TASK DESCRIPTION: Pull every "this" line out of the data below.

►

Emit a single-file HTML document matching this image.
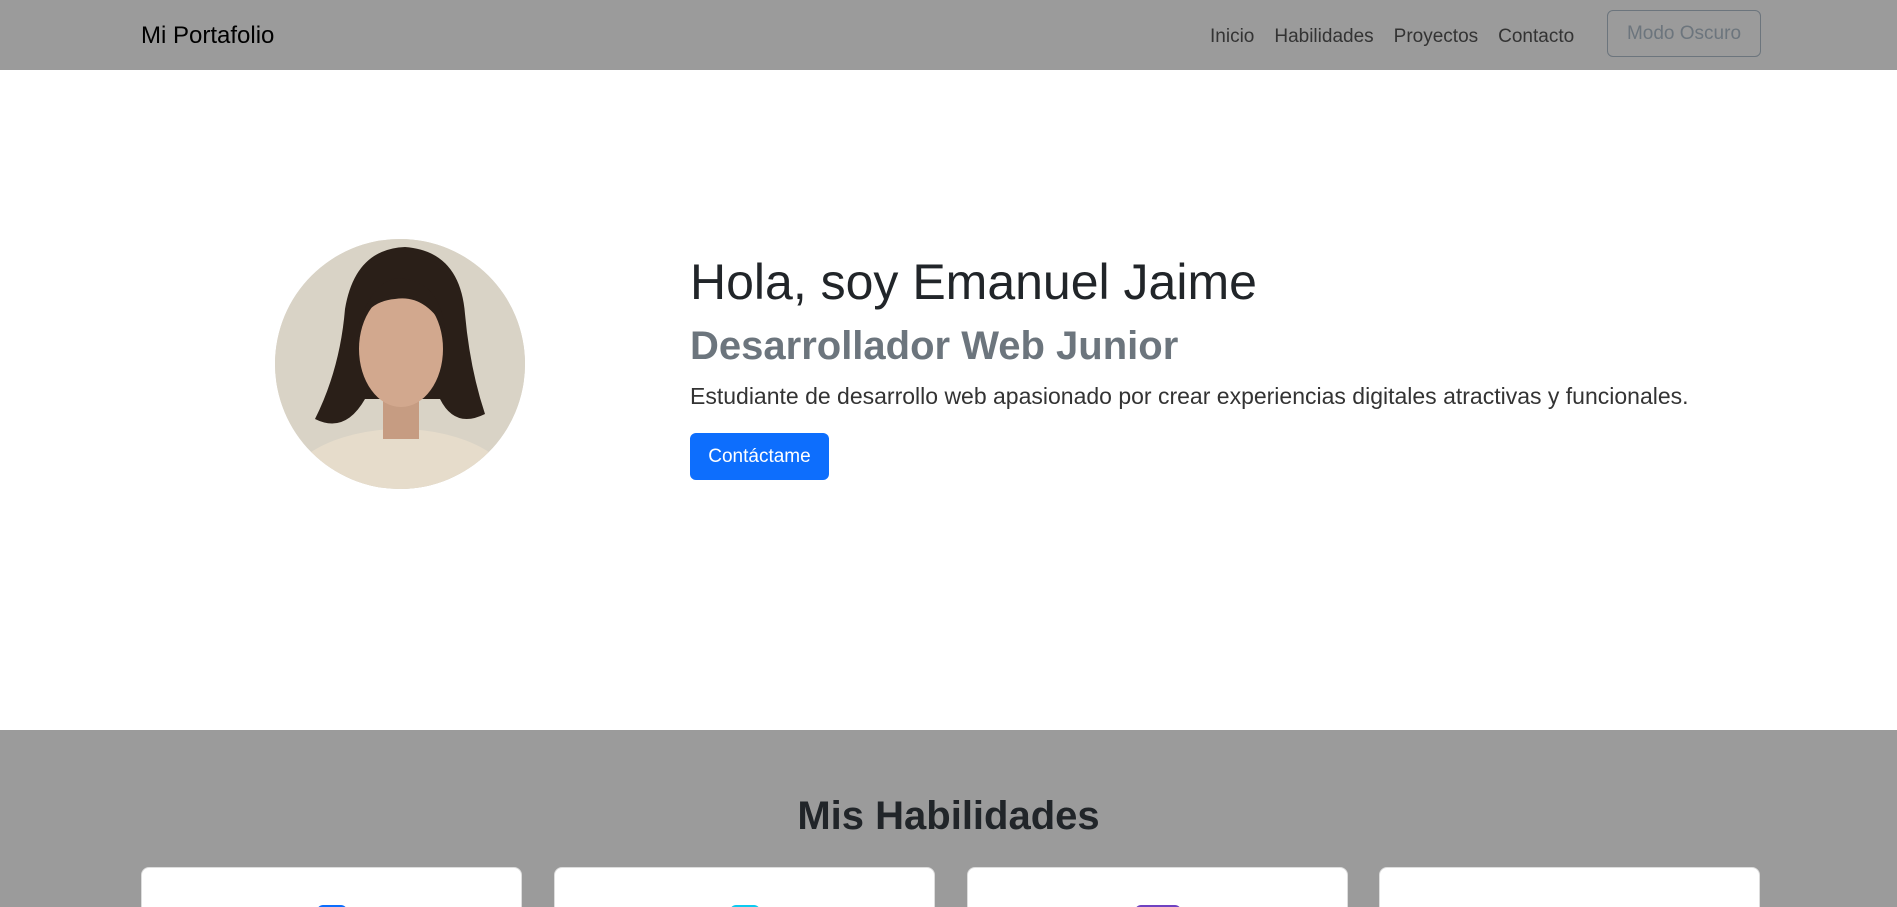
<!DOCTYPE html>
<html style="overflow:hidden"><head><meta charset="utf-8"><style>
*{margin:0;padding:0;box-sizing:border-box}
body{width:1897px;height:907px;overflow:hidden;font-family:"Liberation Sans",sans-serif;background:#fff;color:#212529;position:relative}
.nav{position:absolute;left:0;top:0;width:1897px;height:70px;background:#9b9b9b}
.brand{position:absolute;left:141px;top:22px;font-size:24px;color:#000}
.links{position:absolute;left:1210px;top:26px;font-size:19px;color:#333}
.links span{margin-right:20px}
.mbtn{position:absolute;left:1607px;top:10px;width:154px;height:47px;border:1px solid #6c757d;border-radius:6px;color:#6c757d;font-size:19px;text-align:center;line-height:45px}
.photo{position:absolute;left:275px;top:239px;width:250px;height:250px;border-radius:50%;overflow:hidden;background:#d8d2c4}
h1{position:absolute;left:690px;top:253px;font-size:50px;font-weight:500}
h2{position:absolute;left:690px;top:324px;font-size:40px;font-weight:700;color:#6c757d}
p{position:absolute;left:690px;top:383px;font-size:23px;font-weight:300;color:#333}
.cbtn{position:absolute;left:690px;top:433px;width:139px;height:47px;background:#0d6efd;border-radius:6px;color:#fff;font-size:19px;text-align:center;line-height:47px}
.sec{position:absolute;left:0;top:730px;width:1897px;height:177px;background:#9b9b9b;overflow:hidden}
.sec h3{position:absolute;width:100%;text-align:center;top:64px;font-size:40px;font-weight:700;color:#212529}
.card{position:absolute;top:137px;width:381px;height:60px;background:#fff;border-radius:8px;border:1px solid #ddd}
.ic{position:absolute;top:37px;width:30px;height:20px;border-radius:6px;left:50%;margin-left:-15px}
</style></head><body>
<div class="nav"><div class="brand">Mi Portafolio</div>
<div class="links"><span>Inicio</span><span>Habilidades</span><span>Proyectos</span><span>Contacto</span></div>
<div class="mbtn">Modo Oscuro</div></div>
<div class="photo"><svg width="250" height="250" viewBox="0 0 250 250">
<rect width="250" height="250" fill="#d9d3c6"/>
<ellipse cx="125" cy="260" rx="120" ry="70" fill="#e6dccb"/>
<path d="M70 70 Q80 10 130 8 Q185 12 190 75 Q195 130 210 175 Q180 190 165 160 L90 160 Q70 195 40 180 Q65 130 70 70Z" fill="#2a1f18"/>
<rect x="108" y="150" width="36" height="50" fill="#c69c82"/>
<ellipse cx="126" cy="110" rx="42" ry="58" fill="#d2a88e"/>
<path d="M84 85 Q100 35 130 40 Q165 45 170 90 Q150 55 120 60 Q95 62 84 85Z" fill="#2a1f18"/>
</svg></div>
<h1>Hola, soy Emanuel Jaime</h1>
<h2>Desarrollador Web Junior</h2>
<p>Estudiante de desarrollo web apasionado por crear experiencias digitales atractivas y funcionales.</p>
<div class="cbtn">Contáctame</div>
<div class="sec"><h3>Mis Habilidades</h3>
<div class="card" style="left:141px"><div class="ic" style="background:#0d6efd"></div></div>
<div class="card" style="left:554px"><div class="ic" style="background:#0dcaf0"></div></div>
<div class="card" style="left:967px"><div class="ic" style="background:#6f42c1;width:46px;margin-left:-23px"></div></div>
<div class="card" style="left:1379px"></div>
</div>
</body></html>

◄
►

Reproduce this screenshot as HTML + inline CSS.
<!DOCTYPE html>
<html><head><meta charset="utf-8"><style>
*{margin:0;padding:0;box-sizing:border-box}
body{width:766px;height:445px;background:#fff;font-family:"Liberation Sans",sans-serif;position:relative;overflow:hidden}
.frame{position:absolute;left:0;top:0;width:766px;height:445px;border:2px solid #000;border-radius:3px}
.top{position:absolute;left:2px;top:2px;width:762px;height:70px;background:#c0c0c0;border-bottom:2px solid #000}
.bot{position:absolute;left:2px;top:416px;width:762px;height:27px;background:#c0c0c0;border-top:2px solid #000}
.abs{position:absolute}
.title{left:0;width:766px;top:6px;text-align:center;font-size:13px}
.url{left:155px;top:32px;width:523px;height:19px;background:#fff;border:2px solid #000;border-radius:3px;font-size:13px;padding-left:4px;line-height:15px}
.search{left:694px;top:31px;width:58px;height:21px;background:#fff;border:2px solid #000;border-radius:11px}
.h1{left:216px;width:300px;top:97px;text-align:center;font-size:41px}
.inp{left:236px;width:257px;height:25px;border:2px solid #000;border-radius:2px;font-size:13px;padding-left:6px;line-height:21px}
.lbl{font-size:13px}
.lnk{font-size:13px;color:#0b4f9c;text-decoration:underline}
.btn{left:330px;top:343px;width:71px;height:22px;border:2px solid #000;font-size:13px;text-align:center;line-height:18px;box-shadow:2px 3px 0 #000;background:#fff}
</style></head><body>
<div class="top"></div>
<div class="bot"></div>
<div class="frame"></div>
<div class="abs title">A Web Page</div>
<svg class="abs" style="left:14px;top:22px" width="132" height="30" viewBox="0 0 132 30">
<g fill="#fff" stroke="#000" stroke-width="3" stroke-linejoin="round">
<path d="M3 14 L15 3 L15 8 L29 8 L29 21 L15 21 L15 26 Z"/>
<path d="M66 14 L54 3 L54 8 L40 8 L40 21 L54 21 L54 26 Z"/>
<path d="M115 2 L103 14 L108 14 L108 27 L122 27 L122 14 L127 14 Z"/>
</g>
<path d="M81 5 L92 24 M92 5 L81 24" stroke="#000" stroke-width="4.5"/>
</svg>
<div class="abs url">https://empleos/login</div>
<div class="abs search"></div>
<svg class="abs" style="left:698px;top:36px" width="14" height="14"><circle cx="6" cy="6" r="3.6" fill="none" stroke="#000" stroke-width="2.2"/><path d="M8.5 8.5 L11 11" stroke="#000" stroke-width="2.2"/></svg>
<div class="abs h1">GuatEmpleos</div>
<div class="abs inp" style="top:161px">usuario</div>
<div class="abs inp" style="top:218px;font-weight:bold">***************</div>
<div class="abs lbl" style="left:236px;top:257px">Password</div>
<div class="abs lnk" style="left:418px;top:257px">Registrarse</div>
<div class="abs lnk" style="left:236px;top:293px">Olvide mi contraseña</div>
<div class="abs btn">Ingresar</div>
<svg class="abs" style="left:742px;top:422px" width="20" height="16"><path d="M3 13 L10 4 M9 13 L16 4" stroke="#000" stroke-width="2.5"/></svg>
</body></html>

◄

CORRECT ANSWER:
Emit a single-file HTML document matching this image.
Reproduce this screenshot as HTML + inline CSS.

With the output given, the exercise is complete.